2. Stop calling when your prospect breaks promises with you.
Missed deadlines are a form of broken promises. You have more evidence that you have problems with this prospect when your prospect makes specific statements of what he will do and then doesn’t do them.
Think about it. Your deal will move forward when your prospect keeps promises. Perhaps your prospect said he would introduce you to other key decision makers at his company. Then he doesn’t make the introductions. Your prospect may have agreed to complete a credit application, and then he doesn’t complete it. You may have asked during a sales call, “When should I follow-up with you?” Your prospect replies, “Monday”, but doesn’t return the phone call. He just broke a promise to you.
Prospects who break promises are unreliable. Even worse is that they are giving you a preview of what they are like to work with after the sale. I call unreliable customers high maintenance customers. Do you really want more high maintenance customers?
3. Stop calling when your prospect is misaligned with your ideal prospect.
What the first two situations may be showing you is that this prospect really isn’t an ideal prospect for you to pursue. You should have already determined the characteristics of your ideal prospect. Maybe you thought this prospect, although not truly ideal, would be close enough for you to pursue. Now on further examination, it just might be that he is farther from ideal than you though. Determine how far or close to ideal this prospect truly is. It’s time to stop calling on a misaligned prospect.

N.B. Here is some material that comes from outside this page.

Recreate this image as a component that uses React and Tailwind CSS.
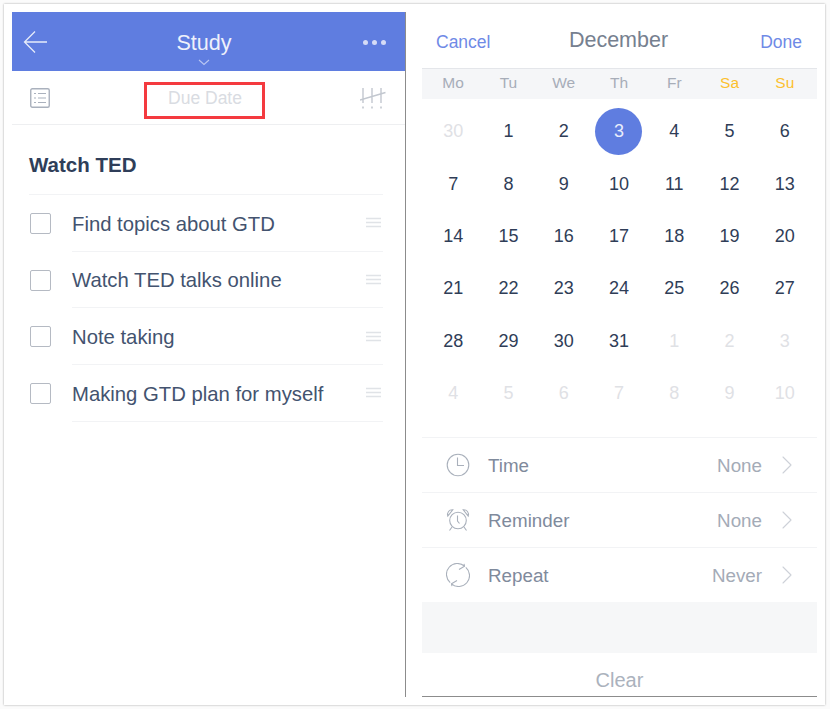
import { ChevronRight } from "lucide-react";

const todos = ["Find topics about GTD", "Watch TED talks online", "Note taking", "Making GTD plan for myself"];
const weekdays = ["Mo", "Tu", "We", "Th", "Fr", "Sa", "Su"];

// 0 = faded day from a neighbouring month, 1 = normal, 2 = selected
const days = [
  ["30", 0], ["1", 1], ["2", 1], ["3", 2], ["4", 1], ["5", 1], ["6", 1],
  ["7", 1], ["8", 1], ["9", 1], ["10", 1], ["11", 1], ["12", 1], ["13", 1],
  ["14", 1], ["15", 1], ["16", 1], ["17", 1], ["18", 1], ["19", 1], ["20", 1],
  ["21", 1], ["22", 1], ["23", 1], ["24", 1], ["25", 1], ["26", 1], ["27", 1],
  ["28", 1], ["29", 1], ["30", 1], ["31", 1], ["1", 0], ["2", 0], ["3", 0],
  ["4", 0], ["5", 0], ["6", 0], ["7", 0], ["8", 0], ["9", 0], ["10", 0],
];

// ── Icons ────────────────────────────────────────────────
function BackIcon() {
  return (
    <svg width="24" height="24" viewBox="0 0 24 24" fill="none" stroke="#e6ebfa" strokeWidth="1.3">
      <path d="M24 12H1.5M12 1.5L1.5 12L12 22.5" />
    </svg>
  );
}

function NotesIcon() {
  return (
    <svg width="20" height="20" viewBox="0 0 20 20" fill="none" stroke="#aab1bd">
      <rect x="0.75" y="0.75" width="18.5" height="18.5" rx="1.5" strokeWidth="1.4" />
      <path d="M4 5.5h2M8 5.5h8M4 10h2M8 10h8M4 14.5h2M8 14.5h8" strokeWidth="1.2" />
    </svg>
  );
}

function TallyIcon() {
  return (
    <svg width="26" height="22" viewBox="0 0 26 22" fill="none" stroke="#c2c7cf" strokeWidth="1.4">
      <path d="M3 1v15M12 1v15M21 1v15M0 13L25.5 5.5" />
      <path d="M3 19.5v2M12 19.5v2M21 19.5v2" strokeWidth="1.6" />
    </svg>
  );
}

function HandleIcon() {
  return (
    <svg width="15" height="11" viewBox="0 0 15 11" fill="none" stroke="#e0e3e7" strokeWidth="1.4">
      <path d="M0 1.5h15M0 5.5h15M0 9.5h15" />
    </svg>
  );
}

function ClockIcon() {
  return (
    <svg width="24" height="24" viewBox="0 0 24 24" fill="none" stroke="#a9b0bb" strokeWidth="1.1">
      <circle cx="12" cy="12" r="10.8" />
      <path d="M11.5 4.5V12.5H18" />
    </svg>
  );
}

function AlarmIcon() {
  return (
    <svg width="24" height="24" viewBox="0 0 24 24" fill="none" stroke="#a9b0bb" strokeWidth="1.1">
      <circle cx="12" cy="12.5" r="8.3" />
      <path d="M11.5 7.5V13l2 2.5" />
      <path d="M1.8 8C0.8 4.5 3 1.5 6.8 1.8zM22.2 8C23.2 4.5 21 1.5 17.2 1.8z" />
      <path d="M6 19l-2.5 3.5M18 19l2.5 3.5" />
    </svg>
  );
}

function RepeatIcon() {
  return (
    <svg width="24" height="24" viewBox="0 0 24 24" fill="none" stroke="#a9b0bb" strokeWidth="1.1">
      <path d="M4.2 19.6A10.8 10.8 0 0 1 18.5 3.2" />
      <path d="M19.8 4.4A10.8 10.8 0 0 1 5.5 20.8" />
      <path d="M13 6.5L18.5 3.2L18 0.8M11 17.5L5.5 20.8L6 23.2" />
    </svg>
  );
}

// ── Left screen ──────────────────────────────────────────
function TaskList() {
  return (
    <div className="w-[394px] border-r border-[#8c8c8c] flex flex-col">
      <div className="relative h-[59px] bg-[#5f7de0] flex items-center justify-between pl-[11px] pr-[19px] text-white">
        <BackIcon />
        <span className="text-[21.6px] leading-none mt-[3px] ml-[-2px] text-[#eef1fb]">Study</span>
        <div className="flex gap-[4px] mt-[1px]">
          <span className="w-[5px] h-[5px] rounded-full bg-[#d5dcf6]" />
          <span className="w-[5px] h-[5px] rounded-full bg-[#d5dcf6]" />
          <span className="w-[5px] h-[5px] rounded-full bg-[#d5dcf6]" />
        </div>
        <svg className="absolute left-[186px] bottom-[5px]" width="12" height="7" viewBox="0 0 12 7" fill="none" stroke="#b9c6f2" strokeWidth="1.1">
          <path d="M1 1l5 4.5L11 1" />
        </svg>
      </div>

      <div className="h-[54px] border-b border-[#eeeff1] flex items-center justify-between pl-[18px] pr-[19px]">
        <NotesIcon />
        <div className="w-[121px] h-[37px] mt-[6px] ml-[-2px] pb-[5px] pl-[2px] border-[3px] border-[#f43a3f] flex items-center justify-center text-[17.5px] text-[#d9dce2]">
          Due Date
        </div>
        <TallyIcon />
      </div>

      <div className="pl-[17px] pr-[22px]">
        <div className="h-[70px] border-b border-[#f2f3f5] flex items-center pt-[11px] text-[20.5px] font-bold text-[#2f3e59]">
          Watch TED
        </div>
        {todos.map((todo) => (
          <div key={todo} className="h-[56.7px] flex items-center">
            <span className="w-[21px] h-[21px] ml-[1px] border-[1.5px] border-[#b5bac3] rounded-[2px] shrink-0" />
            <div className="ml-[21px] h-full flex-1 border-b border-[#f2f3f5] flex items-center justify-between pr-[2px]">
              <span className="text-[20.3px] text-[#43536f] mt-[2px]">{todo}</span>
              <HandleIcon />
            </div>
          </div>
        ))}
      </div>
    </div>
  );
}

// ── Right screen ─────────────────────────────────────────
function SettingRow({ icon, label, value }) {
  return (
    <div className="h-[55px] border-b border-[#f2f3f5] flex items-center pl-[24px] pr-[14px] text-[18.8px]">
      {icon}
      <span className="ml-[18px] mt-[3px] text-[#7f8a9c]">{label}</span>
      <span className="ml-auto mt-[3px] text-[#a4abb7]">{value}</span>
      <ChevronRight className="ml-[9px] w-[32px] h-[32px] text-[#cdd1d8]" strokeWidth={0.8} />
    </div>
  );
}

function DatePicker() {
  return (
    <div className="w-[395px] ml-[16px] h-[685px] flex flex-col border-b border-[#8c8c8c]">
      <div className="h-[56px] grid grid-cols-3 items-center pl-[14px] pr-[15px] text-[17.5px] text-[#6f8ae6]">
        <span className="mt-[5px]">Cancel</span>
        <span className="text-[21.5px] text-[#76808f] text-center ml-[-1px]">December</span>
        <span className="mt-[5px] text-right">Done</span>
      </div>

      <div className="h-[31px] bg-[#f5f6f8] border-t border-[#e4e6ea] grid grid-cols-7 items-center pl-[3.5px] pr-[4.5px] pb-[2px] text-[15.5px] text-center text-[#a7adb8]">
        {weekdays.map((d) => (
          <span key={d} className={d === "Sa" || d === "Su" ? "text-[#fcc02e]" : ""}>{d}</span>
        ))}
      </div>

      <div className="grid grid-cols-7 auto-rows-[52.4px] pl-[3.5px] pr-[4.5px] pt-[6.5px] h-[339px] border-b border-[#f2f3f5] text-[18px] text-center">
        {days.map(([n, kind], i) => (
          <div key={i} className="flex items-center justify-center">
            {kind === 2 ? (
              <span className="w-[47px] h-[47px] rounded-full bg-[#5f7de0] text-[#e9edfb] flex items-center justify-center">{n}</span>
            ) : (
              <span className={kind === 0 ? "text-[#dfe1e5]" : "text-[#2f3d57]"}>{n}</span>
            )}
          </div>
        ))}
      </div>

      <SettingRow icon={<ClockIcon />} label="Time" value="None" />
      <SettingRow icon={<AlarmIcon />} label="Reminder" value="None" />
      <SettingRow icon={<RepeatIcon />} label="Repeat" value="Never" />

      <div className="h-[51px] mt-[-1px] bg-[#f6f7f8]" />
      <div className="flex-1 flex items-center justify-center pt-[10px] text-[20px] text-[#abb2bd]">Clear</div>
    </div>
  );
}

export default function App() {
  return (
    <div className="w-[830px] h-[709px] bg-[#fbfbfb] p-[4px] font-['Liberation_Sans',sans-serif]">
      <div className="w-[821px] h-[701px] bg-white shadow-[0_0_2px_rgba(0,0,0,0.35)] pl-[8px] pt-[8px] flex items-start">
        <div className="h-[685px] flex">
          <TaskList />
        </div>
        <DatePicker />
      </div>
    </div>
  );
}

Yes, there are some cases where there is a good reason for the delay or a broken promise. In most cases, the prospect’s real intention of never moving forward is the cause of the delay. Yes, you can continue to hope for a signed contract and a closed deal. I’m more of a believer in reality. Coco Chanel was right when she said, “Don’t spend time beating on a wall, hoping to transform it into a door.” I say, “In sales, move on.”